Iftar tables in Ramadan are blessed with plenty of savory dishes, sweet treats, and friendly conversations and prayers and although visitors are not expected to bring a gift for the host, dates, desserts or Zoolbia Bamieh (introduced later in this article) are good options to show your appreciation for the invitation.
At the end of Ramadan, Eid al-Fitr is the end of a whole month of fasting, usually celebrated with an elaborate feast, special prayer, and donations for the poor.
Nightlife In Ramadan
During Ramadan, nights are full of life and activity. Once people have broken their fast, the streets come alive again. While some people spend the post-iftar hours reading the Quran or praying (at home or at the mosque), others will rest at home, or visit family and friends and, of course, eat and drink some more. Sometimes, the nocturne feast lasts until the early morning!
Where you are during Ramadan will determine how festive it seems to you, but there will usually be some sign or another, even in the not-so-religious families. As a visitor, it can be a wonderful time and an opportunity for you to be out and about, breathing in the holy atmosphere of the month and sharing a little about what makes it so magical.
Desserts You Must Try During Ramadan in Iran
The morning meal in Ramadan (served before sunrise) is called “Sahari” while the evening meal by which Muslims break their fast is called “iftar”. The foods prepared for Sahari are usually nutritious in order to physically support people through the whole day. Fruits are favoured over sweets for their hydrating effect, but rice, bread, and fiber-rich dishes are prepared as well to sustain the body for the day ahead.
Traditionally, people who have been on fast, do not break their fast at once with cold drinks or fatty food, but first, they drink a rather lukewarm soft drink with a nutritious sweet to prepare their body for eating after long hours of fasting. The most popular snack of this kind in Iran is hot water, tea or milk with dates.
This popular stew has become a favorite iftar for so many people due to its nutritious blend of mutton meat, cooked with cracked wheat, spices, and lentils. One of the most controversial topics in every iftar table is whether Haleem should be eaten with salt or sugar. People take different sides and joke about the other side’s “bad taste”.

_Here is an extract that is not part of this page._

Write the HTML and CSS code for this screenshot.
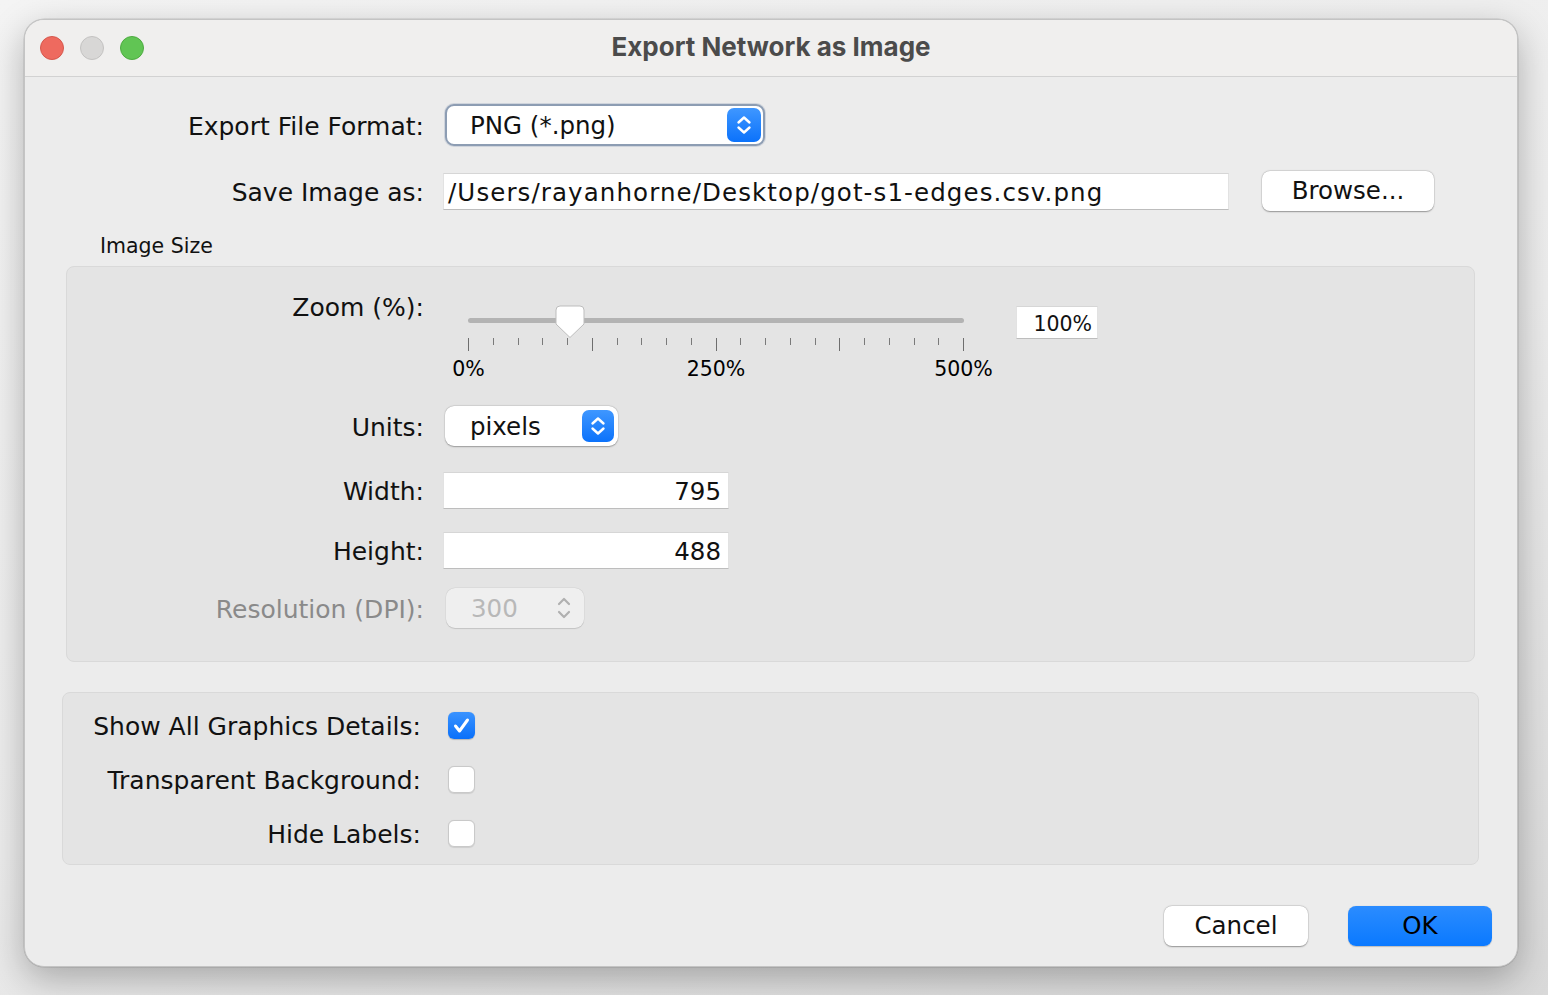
FILE: index.html
```html
<!DOCTYPE html>
<html>
<head>
<meta charset="utf-8">
<title>Export Network as Image</title>
<link rel="stylesheet" href="styles.css">
</head>
<body>
<div class="window">
  <div class="titlebar">
    <div class="lights">
      <span class="light red"></span>
      <span class="light gray"></span>
      <span class="light green"></span>
    </div>
    <div class="title">Export Network as Image</div>
    <div></div>
  </div>
  <div class="content">
    <div class="row row-format">
      <div class="lbl lbl-top">Export File Format:</div>
      <div class="combo combo-format">
        <span class="combo-text">PNG (*.png)</span>
        <span class="combo-btn">
          <svg width="34" height="34" viewBox="0 0 34 34"><path d="M11.5 14.5 L17 9.5 L22.5 14.5" fill="none" stroke="#fff" stroke-width="2.4" stroke-linecap="round" stroke-linejoin="round"/><path d="M11.5 19.5 L17 24.5 L22.5 19.5" fill="none" stroke="#fff" stroke-width="2.4" stroke-linecap="round" stroke-linejoin="round"/></svg>
        </span>
      </div>
    </div>
    <div class="row row-save">
      <div class="lbl lbl-top">Save Image as:</div>
      <div class="field field-path">/Users/rayanhorne/Desktop/got-s1-edges.csv.png</div>
      <button class="btn btn-browse">Browse...</button>
    </div>
    <div class="section-title">Image Size</div>
    <div class="panel panel-size">
      <div class="zoom-row">
        <div class="lbl lbl-panel lbl-zoom">Zoom (%):</div>
        <div class="slider">
          <div class="track-wrap"><div class="track"></div></div>
          <div class="ticks">
            <span class="tick major"></span><span class="tick"></span><span class="tick"></span><span class="tick"></span><span class="tick"></span>
            <span class="tick major"></span><span class="tick"></span><span class="tick"></span><span class="tick"></span><span class="tick"></span>
            <span class="tick major"></span><span class="tick"></span><span class="tick"></span><span class="tick"></span><span class="tick"></span>
            <span class="tick major"></span><span class="tick"></span><span class="tick"></span><span class="tick"></span><span class="tick"></span>
            <span class="tick major"></span>
          </div>
          <div class="tick-labels">
            <span class="tl"><span>0%</span></span>
            <span class="tl"><span>250%</span></span>
            <span class="tl"><span>500%</span></span>
          </div>
          <svg class="knob" width="30" height="34" viewBox="0 0 30 34"><path d="M5 1 H25 A4 4 0 0 1 29 5 V19 L15 32.5 L1 19 V5 A4 4 0 0 1 5 1 Z" fill="#fff" stroke="#bdbdbd" stroke-width="1"/></svg>
        </div>
        <div class="field field-zoom">100%</div>
      </div>
      <div class="row row-units">
        <div class="lbl lbl-panel">Units:</div>
        <div class="combo combo-units">
          <span class="combo-text">pixels</span>
          <span class="combo-btn small">
            <svg width="32" height="32" viewBox="0 0 32 32"><path d="M10.5 13.5 L16 8.5 L21.5 13.5" fill="none" stroke="#fff" stroke-width="2.4" stroke-linecap="round" stroke-linejoin="round"/><path d="M10.5 18.5 L16 23.5 L21.5 18.5" fill="none" stroke="#fff" stroke-width="2.4" stroke-linecap="round" stroke-linejoin="round"/></svg>
          </span>
        </div>
      </div>
      <div class="row row-width">
        <div class="lbl lbl-panel">Width:</div>
        <div class="field field-num">795</div>
      </div>
      <div class="row row-height">
        <div class="lbl lbl-panel">Height:</div>
        <div class="field field-num">488</div>
      </div>
      <div class="row row-res">
        <div class="lbl lbl-panel disabled">Resolution (DPI):</div>
        <div class="spinner">
          <span class="spin-text">300</span>
          <svg width="20" height="28" viewBox="0 0 20 28"><path d="M5 10 L10 5 L15 10" fill="none" stroke="#b0b0b0" stroke-width="2.2" stroke-linecap="round" stroke-linejoin="round"/><path d="M5 18 L10 23 L15 18" fill="none" stroke="#b0b0b0" stroke-width="2.2" stroke-linecap="round" stroke-linejoin="round"/></svg>
        </div>
      </div>
    </div>
    <div class="panel panel-opts">
      <div class="row row-check">
        <div class="lbl lbl-check">Show All Graphics Details:</div>
        <span class="check checked">
          <svg width="27" height="27" viewBox="0 0 27 27"><path d="M7.5 14 L11.5 19 L19.5 8" fill="none" stroke="#fff" stroke-width="3" stroke-linecap="round" stroke-linejoin="round"/></svg>
        </span>
      </div>
      <div class="row row-check">
        <div class="lbl lbl-check">Transparent Background:</div>
        <span class="check"></span>
      </div>
      <div class="row row-check">
        <div class="lbl lbl-check">Hide Labels:</div>
        <span class="check"></span>
      </div>
    </div>
    <div class="buttons">
      <button class="btn btn-action">Cancel</button>
      <button class="btn btn-action btn-ok">OK</button>
    </div>
  </div>
</div>
</body>
</html>
```

FILE: styles.css
```css
* { box-sizing: border-box; }

html, body {
  margin: 0;
  padding: 0;
}

body {
  width: 1548px;
  height: 995px;
  overflow: hidden;
  background: linear-gradient(160deg, #f4f4f4 0%, #ececec 55%, #d9d9d9 100%);
  font-family: "DejaVu Sans", sans-serif;
  color: #111;
  padding-top: 19px;
  padding-left: 24px;
}

.window {
  width: 1494px;
  height: 948px;
  border-radius: 20px;
  background: #ececec;
  border: 1px solid #c4c4c4;
  box-shadow: 0 12px 36px rgba(0, 0, 0, 0.28), 0 0 0 0.5px rgba(0, 0, 0, 0.15);
  overflow: hidden;
}

/* Title bar */
.titlebar {
  height: 57px;
  background: #f0efee;
  border-bottom: 1px solid #d2d2d2;
  display: grid;
  grid-template-columns: 1fr auto 1fr;
  align-items: center;
}

.lights {
  display: flex;
  gap: 16px;
  padding-left: 15px;
}

.light {
  width: 24px;
  height: 24px;
  border-radius: 50%;
  display: block;
}

.light.red { background: #ee6a5f; border: 1px solid #d5584d; }
.light.gray { background: #d8d7d6; border: 1px solid #c3c2c1; }
.light.green { background: #61c554; border: 1px solid #4eab41; }

.title {
  font-family: "Inter", sans-serif;
  font-weight: 700;
  font-size: 26px;
  line-height: 30px;
  color: #4b4b4b;
  padding-bottom: 2px;
}

/* Content */
.content {
  padding-top: 27px;
}

.row {
  display: flex;
  align-items: center;
}

.lbl {
  font-size: 25px;
  line-height: 30px;
  text-align: right;
  flex: none;
  white-space: nowrap;
  padding-top: 3px;
}

.lbl-top { width: 399px; }
.lbl-panel { width: 357px; }
.lbl-check { width: 358px; }

.lbl.disabled { color: #8a8a8a; }

.row-format { height: 42px; }

.combo {
  background: #fff;
  border-radius: 9px;
  display: flex;
  align-items: center;
  justify-content: space-between;
  font-size: 24.5px;
  flex: none;
}

.combo-text { padding-top: 1px; }

.combo-format {
  margin-left: 21px;
  width: 320px;
  height: 42px;
  border: 2px solid #8d9db3;
  padding: 0 2px 0 23px;
  box-shadow: 0 0 0 1px rgba(120, 140, 170, 0.25);
}

.combo-btn {
  width: 34px;
  height: 34px;
  border-radius: 7px;
  background: linear-gradient(#3f97ff, #0b72fb);
  display: flex;
  align-items: center;
  justify-content: center;
}

.combo-btn.small {
  width: 32px;
  height: 32px;
}

.combo-btn svg { display: block; }

.row-save {
  margin-top: 25px;
  height: 40px;
}

.field {
  background: #fff;
  border-top: 1px solid #d6d6d6;
  border-left: 1px solid #e2e2e2;
  border-right: 1px solid #e2e2e2;
  border-bottom: 1px solid #bdbdbd;
  font-size: 24.5px;
  display: flex;
  align-items: center;
  flex: none;
}

.field-path {
  margin-left: 19px;
  width: 786px;
  height: 37px;
  padding-left: 4px;
  padding-top: 2px;
  letter-spacing: 1.1px;
}

.btn {
  font-family: "DejaVu Sans", sans-serif;
  font-size: 24.5px;
  color: #111;
  background: #fff;
  border: none;
  border-radius: 8px;
  box-shadow: 0 0.5px 1.5px rgba(0, 0, 0, 0.35), 0 0 0 0.5px rgba(0, 0, 0, 0.08);
  padding: 0;
  flex: none;
}

.btn-browse {
  margin-left: 33px;
  width: 172px;
  height: 40px;
  padding-bottom: 2px;
}

.section-title {
  margin-top: 23px;
  margin-left: 75px;
  font-size: 20.5px;
  line-height: 24px;
  height: 24px;
}

/* Panels */
.panel {
  background: #e4e4e4;
  border: 1px solid #d9d9d9;
  border-radius: 8px;
}

.panel-size {
  margin-top: 8px;
  margin-left: 41px;
  width: 1409px;
  height: 396px;
}

.zoom-row {
  display: flex;
  align-items: flex-start;
  height: 119px;
}

.lbl-zoom {
  margin-top: 23px;
}

.slider {
  position: relative;
  margin-left: 20px;
  margin-top: 35px;
  width: 550px;
  height: 80px;
  flex: none;
}

.track-wrap {
  height: 36px;
  padding-top: 16px;
}

.track {
  margin-left: 24px;
  width: 496px;
  height: 5px;
  border-radius: 3px;
  background: #b3b3b3;
}

.ticks {
  margin-left: 24px;
  width: 496px;
  height: 14px;
  display: flex;
  justify-content: space-between;
  align-items: flex-start;
}

.tick {
  width: 1px;
  height: 7px;
  background: #7a7a7a;
}

.tick.major {
  height: 13px;
  background: #6e6e6e;
}

.tick-labels {
  margin-left: 24px;
  width: 496px;
  display: flex;
  justify-content: space-between;
  margin-top: 3px;
  font-size: 20.5px;
  line-height: 28px;
  color: #000;
}

.tl {
  width: 1px;
  display: flex;
  justify-content: center;
  white-space: nowrap;
}

.knob {
  position: absolute;
  left: 111px;
  top: 3px;
}

.field-zoom {
  margin-top: 39px;
  margin-left: 22px;
  width: 82px;
  height: 33px;
  font-size: 20.5px;
  justify-content: flex-end;
  padding-right: 5px;
  padding-top: 2px;
}

.row-units {
  margin-top: 20px;
  height: 40px;
}

.combo-units {
  margin-left: 21px;
  width: 173px;
  height: 40px;
  padding: 0 4px 0 25px;
  box-shadow: 0 0.5px 1.5px rgba(0, 0, 0, 0.3), 0 0 0 0.5px rgba(0, 0, 0, 0.06);
}

.row-width {
  margin-top: 26px;
  height: 36px;
}

.row-height {
  margin-top: 24px;
  height: 36px;
}

.field-num {
  margin-left: 19px;
  width: 286px;
  height: 37px;
  justify-content: flex-end;
  padding-right: 7px;
  padding-top: 2px;
}

.row-res {
  margin-top: 20px;
  height: 40px;
}

.spinner {
  margin-left: 22px;
  width: 138px;
  height: 40px;
  border-radius: 9px;
  background: #efefef;
  box-shadow: 0 0.5px 1px rgba(0, 0, 0, 0.12), 0 0 0 0.5px rgba(0, 0, 0, 0.05);
  display: flex;
  align-items: center;
  justify-content: space-between;
  padding: 0 10px 0 25px;
  font-size: 24.5px;
  color: #b8b8b8;
  flex: none;
}

.spin-text { padding-top: 1px; }

.spinner svg { display: block; }

.panel-opts {
  margin-top: 30px;
  margin-left: 37px;
  width: 1417px;
  height: 173px;
  padding-top: 5px;
}

.row-check {
  height: 54px;
}

.check {
  margin-left: 27px;
  width: 27px;
  height: 27px;
  border-radius: 6px;
  background: #fff;
  border: 1px solid #c9c9c9;
  box-shadow: 0 0.5px 1px rgba(0, 0, 0, 0.1);
  display: block;
  flex: none;
}

.check.checked {
  background: linear-gradient(#3a93ff, #0a70fa);
  border: none;
  box-shadow: 0 0.5px 1px rgba(0, 0, 0, 0.2);
}

.check svg { display: block; }

.buttons {
  margin-top: 41px;
  display: flex;
  justify-content: flex-end;
  gap: 40px;
  padding-right: 25px;
}

.btn-action {
  width: 144px;
  height: 40px;
  padding-bottom: 1px;
}

.btn-ok {
  background: linear-gradient(#2b8cff, #0a79ff);
  color: #000;
  box-shadow: 0 0.5px 1px rgba(0, 0, 0, 0.2);
}
```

Persian Halva is a sweet dense paste made from flour and butter, mixed with a syrup of sugar, saffron, rosewater, and cardamom that gives it a pleasant taste and smell. There are different ways of cooking Halva; but they all taste heavenly.
4. Sholeh Zard
This Persian Saffron rice pudding is very soft in texture, usually mild in sweetness, and gets its golden color from saffron. Sholeh Zard is served as a dessert in Iftar, designed with ground cinnamon and slivered pistachios or almonds.
5. Zoolbia and Bamiyeh
These sticky sweets are probably the most popular sweets of Ramadan in Iran. Bamieh is a small fried sweet, which is rolled in rose water and Saffron syrup. Zulbia, cooked in the same way is lighter in color, thinner and crunchier. There are other types of these sweets as well, such as Goosh-e-fil (literally: “elephant’s ear” as it looks like one), or other colored Zoolbias but the simple Zoolbia and Bamiyeh are the most common type which can be found in almost every confectionary in Iran, during Ramadan.
Ash Reshteh, is the traditional Iranian version of noodle soup, cooked with beans, peas, and vegetables. With a pleasant taste of dried mint powder and fried onion, it’s usually designed or mixed with a salty diary sauce called “Kashk”.